The tuition-free program provides textbooks, transit fare, and child care as well. Those who complete the course work earn six college credits. The only requirements for admission are an interest in studying the liberal arts and an income no more than 150 percent of the federal poverty level.

'The moral life of downtown'

In the early 1990s, Mr. Shorris was visiting a New York prison to research a book, and he asked a female inmate what she believed needed to be done to break the cycle of poverty.

"You've got to teach the moral life of downtown to children," she told Shorris. In other words, children in low-income areas need exposure to plays, museums, concerts, and lectures.

The comment struck Shorris as profound, and in thinking about the power of the "moral life" of culture, he conceived the idea of bringing the humanities to adults who may never have had a chance to experience them. With the backing of Bard College, which agreed to offer credit for the course, Shorris taught the first class at the Clemente center in 1995. That's why the now-national course shares the name of the beloved Pittsburgh Pirate baseball player honored by the community center.

The original participants were attracted to the program by notices placed in public libraries, community centers, and homeless shelters.

"It's fascinating that [the course] is both a very conservative and a very radical idea at the same time," says Mr. Martin. "The canon is old-fashioned, but providing it to this group is a very new idea."

Many of the ideas that inspired Shorris - the notion of shaping a better citizenry through exposure to culture, for instance - come directly from Plato and Aristotle, Martin says.

Steppingstone to college

The class is taught two evenings a week throughout the school year, covering literature, art history, moral philosophy, history, and writing. Students must attend classes, keep up with the readings, and write papers.

Of the 450 who took the Clemente course in its first five years, 252 completed the full course and 212 earned college credit. Of those, 179 have gone on to college of some sort or plan to do so in the near future. Nine have attended Bard College on full scholarships.

The program is now in its sixth year and is offered at 14 sites in such cities as Seattle, Philadelphia, Washington, Atlanta, and Fairbanks, Alaska. For funding, it relies on two grants from the US Department of Education, in addition to private foundations.

Some participants have already attended college, although often their experiences were interrupted by immigration or financial setbacks. Many are former prison inmates who may have had little opportunity for college courses. (Funding for education in prisons has almost entirely disappeared in recent years).

A significant portion of Clemente students have had little exposure to academic pursuits in any fashion, and need considerable support to learn to keep up. That's one reason a writing course is now interwoven with the other liberal-arts disciplines.

Transformation

Martin Kempner, who formerly taught philosophy at Rutgers University in New Brunswick, N.J., is now Clemente's national director. He also teaches at the original site in New York. Dr. Kempner says involvement with the program has offered him the chance to see the transformative power of the liberal-arts experience in the lives of the students he works with.

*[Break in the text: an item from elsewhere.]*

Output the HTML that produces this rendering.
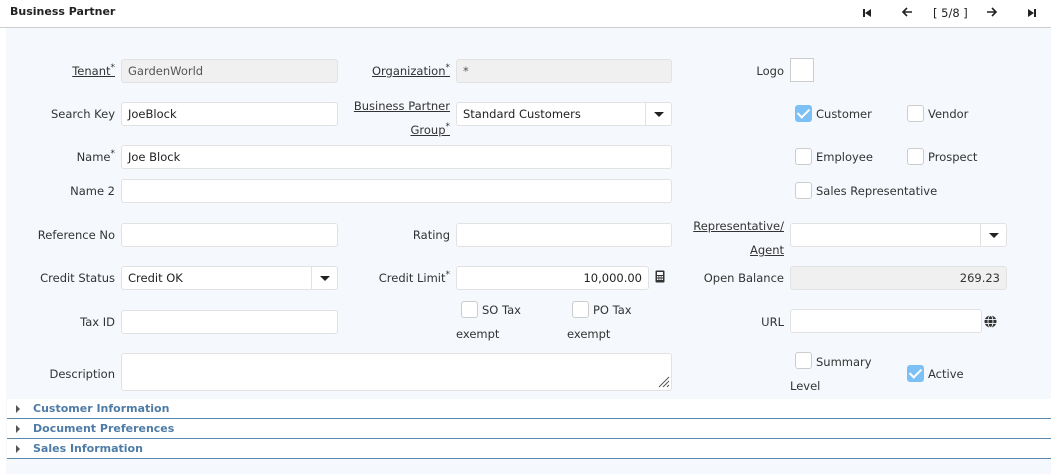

"Some go on to college, but even if they don't, studying these works captivates the imagination and stretches the mind and challenges them as people," he says.

He remembers one student recently released from jail who enrolled in the course in search of a mental grounding that would prevent him from returning to crime. At the end of the course, he told Kempner that he felt the study of philosophy and art history had transformed him, first by the example of Socrates, whom he read about in the "Republic," and second by filling his thought with new and improved subject matter.

"Now when I walk around New York and look at the buildings, I understand the architecture. That makes a big difference," he told Kempner.

Model for other courses

At the University of Notre Dame in Indiana, two professors inspired by Shorris's ideas began their own version of the Clemente course a few years ago.

The Notre Dame Great Books course is shorter and is offered only to residents of a local homeless shelter. It focuses on works by such writers as Shakespeare, Montaigne, and Melville, and the professors involved say they see such books work magic in the students' lives.

"We make art and culture available and with just a little bit of help [the students] fall in love," says Clark Power, chair of the Program of Liberal Studies at Notre Dame. "I've gained myself in appreciating what the arts give to our shared sense of humanity," he says.

Many teachers of these types of classes say they appreciate the gratitude and enthusiasm their adult students bring to their studies.

"There's a seriousness about getting educated that's more apparent," says Kempner. "For the people in this room, there's something vitally important about education that I don't find with the undergraduates."

Fernando Castro, a Mexican immigrant who works cleaning offices, is currently enrolled in the course at the Clemente center in New York. He hopes eventually to make it to college and become an architect.

Mr. Castro says he's thrilled at this chance to get college credits for free, but his pleasure extends beyond the thought of economic opportunity.

"I like the whole learning experience," he says. "I love the intellectual stimulation. You can never learn enough."